The Kuss players know and understand Haydn, all right. I don’t think I’ve heard a live performance of this quartet so intelligent and so minutely attentive to the direction of the music. You heard it instantly in the first few bars: There’s a chord from the lower three players and a roulade of arpeggios from the first violin, who comes to a stop a shade after everyone else with a questioning final two notes. Jana Kuss here was perfect. Two tiny, pert up-bows, as though to say to everyone else, “Now what?”

A few seconds later, Haydn dumps the quartet and the audience into a key four flats distant — for a few bars only; then you’re back home, for the moment. It should be a shock, followed by sweet relief. And it was, here: The shock was a real shock, and the relaxation back into the home key, which can feel perfunctory, was blissful.

Throughout the Haydn the Kuss players were subtle, flexible, unpredictable. Jana Kuss’ account of the second movement’s top line was remarkable; if you didn’t know the score, you would assume that the music was improvised on the spot, so elastic and eloquent was her playing.

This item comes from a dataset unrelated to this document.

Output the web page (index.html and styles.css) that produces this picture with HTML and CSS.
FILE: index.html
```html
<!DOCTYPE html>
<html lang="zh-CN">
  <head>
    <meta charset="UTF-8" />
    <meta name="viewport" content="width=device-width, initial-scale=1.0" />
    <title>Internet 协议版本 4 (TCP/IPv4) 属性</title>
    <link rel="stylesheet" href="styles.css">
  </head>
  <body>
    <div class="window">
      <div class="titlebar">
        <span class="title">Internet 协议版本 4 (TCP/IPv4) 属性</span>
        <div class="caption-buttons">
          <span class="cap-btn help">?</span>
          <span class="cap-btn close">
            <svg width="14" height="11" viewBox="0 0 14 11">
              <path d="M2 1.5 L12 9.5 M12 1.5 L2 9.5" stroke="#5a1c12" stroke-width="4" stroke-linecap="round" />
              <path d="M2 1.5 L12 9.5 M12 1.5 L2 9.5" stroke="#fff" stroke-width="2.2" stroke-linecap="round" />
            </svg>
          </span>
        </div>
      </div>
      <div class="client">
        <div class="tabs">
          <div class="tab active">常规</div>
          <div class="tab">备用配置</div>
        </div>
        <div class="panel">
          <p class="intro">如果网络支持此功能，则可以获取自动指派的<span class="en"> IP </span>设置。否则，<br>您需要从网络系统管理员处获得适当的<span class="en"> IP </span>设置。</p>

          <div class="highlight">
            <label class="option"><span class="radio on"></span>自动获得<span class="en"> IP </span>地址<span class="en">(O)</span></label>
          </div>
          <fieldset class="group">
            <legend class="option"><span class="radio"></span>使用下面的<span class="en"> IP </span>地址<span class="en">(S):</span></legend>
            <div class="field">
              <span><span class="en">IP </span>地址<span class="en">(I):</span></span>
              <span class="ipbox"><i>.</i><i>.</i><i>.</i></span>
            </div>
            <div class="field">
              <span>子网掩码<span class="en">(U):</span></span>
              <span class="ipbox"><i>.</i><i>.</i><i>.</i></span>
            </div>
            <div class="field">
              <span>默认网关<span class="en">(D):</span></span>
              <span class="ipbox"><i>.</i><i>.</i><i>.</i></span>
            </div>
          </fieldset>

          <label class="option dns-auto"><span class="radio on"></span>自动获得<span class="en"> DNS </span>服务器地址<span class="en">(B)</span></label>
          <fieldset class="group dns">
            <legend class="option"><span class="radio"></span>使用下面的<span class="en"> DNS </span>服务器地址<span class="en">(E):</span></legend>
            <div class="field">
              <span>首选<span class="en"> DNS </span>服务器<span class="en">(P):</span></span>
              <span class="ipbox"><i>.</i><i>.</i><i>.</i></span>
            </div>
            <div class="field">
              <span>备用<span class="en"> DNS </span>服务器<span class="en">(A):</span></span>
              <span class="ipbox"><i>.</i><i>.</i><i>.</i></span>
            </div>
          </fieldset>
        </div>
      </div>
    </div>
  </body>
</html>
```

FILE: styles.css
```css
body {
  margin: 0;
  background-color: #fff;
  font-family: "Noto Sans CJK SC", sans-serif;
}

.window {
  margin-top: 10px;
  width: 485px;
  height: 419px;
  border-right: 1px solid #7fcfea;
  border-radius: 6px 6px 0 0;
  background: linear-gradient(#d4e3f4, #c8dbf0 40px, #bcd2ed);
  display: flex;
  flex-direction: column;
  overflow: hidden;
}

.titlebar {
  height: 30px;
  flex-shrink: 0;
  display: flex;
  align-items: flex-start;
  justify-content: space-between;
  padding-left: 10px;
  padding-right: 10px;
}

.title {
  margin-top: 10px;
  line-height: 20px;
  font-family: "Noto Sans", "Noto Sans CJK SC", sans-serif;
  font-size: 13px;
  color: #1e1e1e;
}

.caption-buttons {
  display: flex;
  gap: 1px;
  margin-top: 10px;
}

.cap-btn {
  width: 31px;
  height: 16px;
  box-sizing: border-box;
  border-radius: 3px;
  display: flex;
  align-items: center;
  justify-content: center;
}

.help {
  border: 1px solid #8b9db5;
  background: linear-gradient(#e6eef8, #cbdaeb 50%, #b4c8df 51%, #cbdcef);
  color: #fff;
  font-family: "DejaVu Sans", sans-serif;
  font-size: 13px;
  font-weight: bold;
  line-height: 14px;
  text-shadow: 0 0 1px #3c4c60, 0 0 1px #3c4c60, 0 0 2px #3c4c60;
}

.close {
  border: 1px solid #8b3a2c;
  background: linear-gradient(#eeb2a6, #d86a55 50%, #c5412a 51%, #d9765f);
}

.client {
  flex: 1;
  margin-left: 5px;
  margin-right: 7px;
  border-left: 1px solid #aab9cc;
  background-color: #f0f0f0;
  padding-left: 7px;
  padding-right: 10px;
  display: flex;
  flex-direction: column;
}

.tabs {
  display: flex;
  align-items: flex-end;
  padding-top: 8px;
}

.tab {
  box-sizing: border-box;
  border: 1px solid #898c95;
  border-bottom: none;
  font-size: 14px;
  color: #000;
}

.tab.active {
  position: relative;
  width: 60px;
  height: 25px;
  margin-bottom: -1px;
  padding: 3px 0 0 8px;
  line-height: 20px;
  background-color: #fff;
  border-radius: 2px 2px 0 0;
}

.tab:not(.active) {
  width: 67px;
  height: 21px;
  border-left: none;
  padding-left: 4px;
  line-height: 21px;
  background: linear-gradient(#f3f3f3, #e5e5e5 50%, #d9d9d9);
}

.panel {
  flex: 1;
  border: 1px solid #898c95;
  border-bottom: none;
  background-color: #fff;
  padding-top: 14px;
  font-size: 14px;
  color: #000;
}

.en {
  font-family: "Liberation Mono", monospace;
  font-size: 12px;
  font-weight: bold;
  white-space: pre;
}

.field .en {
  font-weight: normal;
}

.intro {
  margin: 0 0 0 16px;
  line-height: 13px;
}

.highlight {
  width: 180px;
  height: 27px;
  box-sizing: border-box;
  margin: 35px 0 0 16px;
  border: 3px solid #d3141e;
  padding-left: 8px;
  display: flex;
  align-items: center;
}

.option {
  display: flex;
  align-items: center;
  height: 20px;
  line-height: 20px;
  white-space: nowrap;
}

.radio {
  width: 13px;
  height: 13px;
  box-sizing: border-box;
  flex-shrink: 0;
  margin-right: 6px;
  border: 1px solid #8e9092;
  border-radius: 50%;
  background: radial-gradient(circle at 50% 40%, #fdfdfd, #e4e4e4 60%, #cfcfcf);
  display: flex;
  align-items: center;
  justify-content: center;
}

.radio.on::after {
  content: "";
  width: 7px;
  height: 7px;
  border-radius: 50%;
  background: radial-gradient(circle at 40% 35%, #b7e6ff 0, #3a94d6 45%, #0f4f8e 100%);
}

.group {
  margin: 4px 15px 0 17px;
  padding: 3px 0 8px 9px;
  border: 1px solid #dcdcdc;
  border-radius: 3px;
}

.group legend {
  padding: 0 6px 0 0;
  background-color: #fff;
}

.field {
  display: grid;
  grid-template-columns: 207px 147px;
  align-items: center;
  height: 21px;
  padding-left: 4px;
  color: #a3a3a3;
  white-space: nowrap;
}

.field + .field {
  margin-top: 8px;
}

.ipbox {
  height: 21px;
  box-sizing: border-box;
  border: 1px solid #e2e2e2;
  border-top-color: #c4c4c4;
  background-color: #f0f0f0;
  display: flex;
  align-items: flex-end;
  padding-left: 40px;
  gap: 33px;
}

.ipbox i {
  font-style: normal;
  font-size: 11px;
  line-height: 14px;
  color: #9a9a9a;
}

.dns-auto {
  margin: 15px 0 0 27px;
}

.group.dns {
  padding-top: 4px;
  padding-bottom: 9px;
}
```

As for the extraordinary finale: The program notes made no mention of the movement’s flabbergasting cello line, which ascends well into violin range. And cellist Mikayel Hakhnazarayan made no particular deal of it either; he just sailed slowly up, smoothly and with perfect equanimity.

Surfeit of Smoothness

Smoothness indeed proved a key Kuss trait, and there were times when I wished there were less of it. Beethoven’s Op. 135 quartet ended the concert, and if there be such a thing as irritating suavity, this performance verged on it. Granted, it’s the most genial of the late Beethoven quartets. But, there are things in there transparently meant to be jarring, like that weird unison E-flat early in the scherzo, and hearing them softened up is a shock of another kind. Kuss herself was dynamite in the trio section, where the first violin bounces on a sort of ostinato trampoline laid out by the other three players; still, I could’ve wished for stiffer springs.

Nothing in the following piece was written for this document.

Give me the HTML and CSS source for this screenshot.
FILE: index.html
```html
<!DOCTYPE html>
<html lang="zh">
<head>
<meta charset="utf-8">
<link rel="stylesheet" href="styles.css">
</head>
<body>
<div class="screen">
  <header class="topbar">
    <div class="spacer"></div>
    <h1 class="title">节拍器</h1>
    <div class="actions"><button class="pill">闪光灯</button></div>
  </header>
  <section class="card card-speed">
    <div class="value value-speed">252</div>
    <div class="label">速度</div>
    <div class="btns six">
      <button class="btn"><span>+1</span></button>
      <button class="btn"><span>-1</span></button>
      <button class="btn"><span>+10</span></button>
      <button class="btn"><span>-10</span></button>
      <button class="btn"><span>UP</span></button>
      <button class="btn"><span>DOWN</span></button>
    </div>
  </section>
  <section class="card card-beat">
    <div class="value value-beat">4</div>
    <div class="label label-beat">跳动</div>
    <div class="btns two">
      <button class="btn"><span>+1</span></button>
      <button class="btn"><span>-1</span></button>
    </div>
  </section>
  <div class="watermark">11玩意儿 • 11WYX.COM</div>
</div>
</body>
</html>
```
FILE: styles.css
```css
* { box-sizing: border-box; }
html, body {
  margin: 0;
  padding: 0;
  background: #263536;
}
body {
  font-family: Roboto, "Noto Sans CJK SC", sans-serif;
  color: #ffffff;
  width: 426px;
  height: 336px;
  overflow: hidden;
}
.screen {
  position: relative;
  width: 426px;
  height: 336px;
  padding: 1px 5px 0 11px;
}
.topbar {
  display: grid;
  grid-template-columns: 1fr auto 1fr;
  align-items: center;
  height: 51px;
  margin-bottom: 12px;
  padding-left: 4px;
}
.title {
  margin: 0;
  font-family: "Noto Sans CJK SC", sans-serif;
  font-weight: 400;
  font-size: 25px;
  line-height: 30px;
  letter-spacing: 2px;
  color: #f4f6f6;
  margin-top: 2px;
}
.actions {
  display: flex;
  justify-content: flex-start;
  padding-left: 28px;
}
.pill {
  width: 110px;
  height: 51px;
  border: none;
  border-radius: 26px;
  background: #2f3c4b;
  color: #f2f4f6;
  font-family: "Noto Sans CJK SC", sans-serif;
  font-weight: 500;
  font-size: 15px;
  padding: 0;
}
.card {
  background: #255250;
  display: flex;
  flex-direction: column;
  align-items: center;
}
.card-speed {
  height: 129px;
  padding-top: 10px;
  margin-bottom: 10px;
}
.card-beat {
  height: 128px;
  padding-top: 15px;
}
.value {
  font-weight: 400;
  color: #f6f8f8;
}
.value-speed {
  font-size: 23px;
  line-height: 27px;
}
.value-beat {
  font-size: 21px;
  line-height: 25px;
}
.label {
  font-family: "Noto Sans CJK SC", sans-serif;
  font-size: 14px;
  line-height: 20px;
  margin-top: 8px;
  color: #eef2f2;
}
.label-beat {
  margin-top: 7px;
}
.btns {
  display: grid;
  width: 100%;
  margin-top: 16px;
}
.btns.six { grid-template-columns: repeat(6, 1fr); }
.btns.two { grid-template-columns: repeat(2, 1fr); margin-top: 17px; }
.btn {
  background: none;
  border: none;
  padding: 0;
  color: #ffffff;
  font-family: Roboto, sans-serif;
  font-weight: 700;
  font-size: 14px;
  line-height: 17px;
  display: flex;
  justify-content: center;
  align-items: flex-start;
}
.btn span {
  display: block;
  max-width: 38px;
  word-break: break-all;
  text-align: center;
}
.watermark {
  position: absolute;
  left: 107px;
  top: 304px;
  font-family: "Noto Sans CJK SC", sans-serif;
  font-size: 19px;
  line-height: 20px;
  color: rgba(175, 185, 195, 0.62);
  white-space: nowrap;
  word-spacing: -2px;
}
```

The slow movement was luminous, and the fast parts of the finale well-nigh perfect. (Hakhnazarayan has a way of tossing off that second theme that other quartet cellists could profitably imitate.) I wish, though, I had been more convinced by the “Muss es sein?” bits. They were cold, minimally vibrated, not much dug-into (as indeed very little was).

I’ve heard players who don’t know “period” style, but think they have to emulate it, do very much the same thing. Sleek it out, stow the vibrato, don’t dig in. That actual “period” players don’t do any of these things (particularly the not-digging-in) doesn’t register if you’re trying to match a rumor rather than a style you’ve actually seen. It’s a manner that may pay dividends, depending on the repertoire. Not even the authenticists pretend that it’s actually authentic.

In Berg’s Op. 3 Quartet, though, no one could have denied the effectiveness of the Kuss manner. The piece is a slithery sort of thing, and quartets that play it (which is relatively few) either highlight the slitheriness by making the piece into the last gasp of hothouse Romanticism, or else butch it up by solidifying everything and pretending that it’s all “pure interval music” (as Stravinsky said of the Grosse Fuge).

The Kuss Quartett, bless ’em, didn’t treat the piece as an ideological football, but as music. So there was deft inflection, great care with balances, and no hysterical squealing to prove anyone’s late-late-Romantic credentials. The playing was almost indecently intelligent. Can Sony (which is recording this ensemble) be persuaded to set this down?

The encore was a pair of Armenian songs, arranged for string quartet by one S. Aslamazyan. These were brilliant and colorful pieces, with tasty parts for everyone in the ensemble, and ingeniously arranged.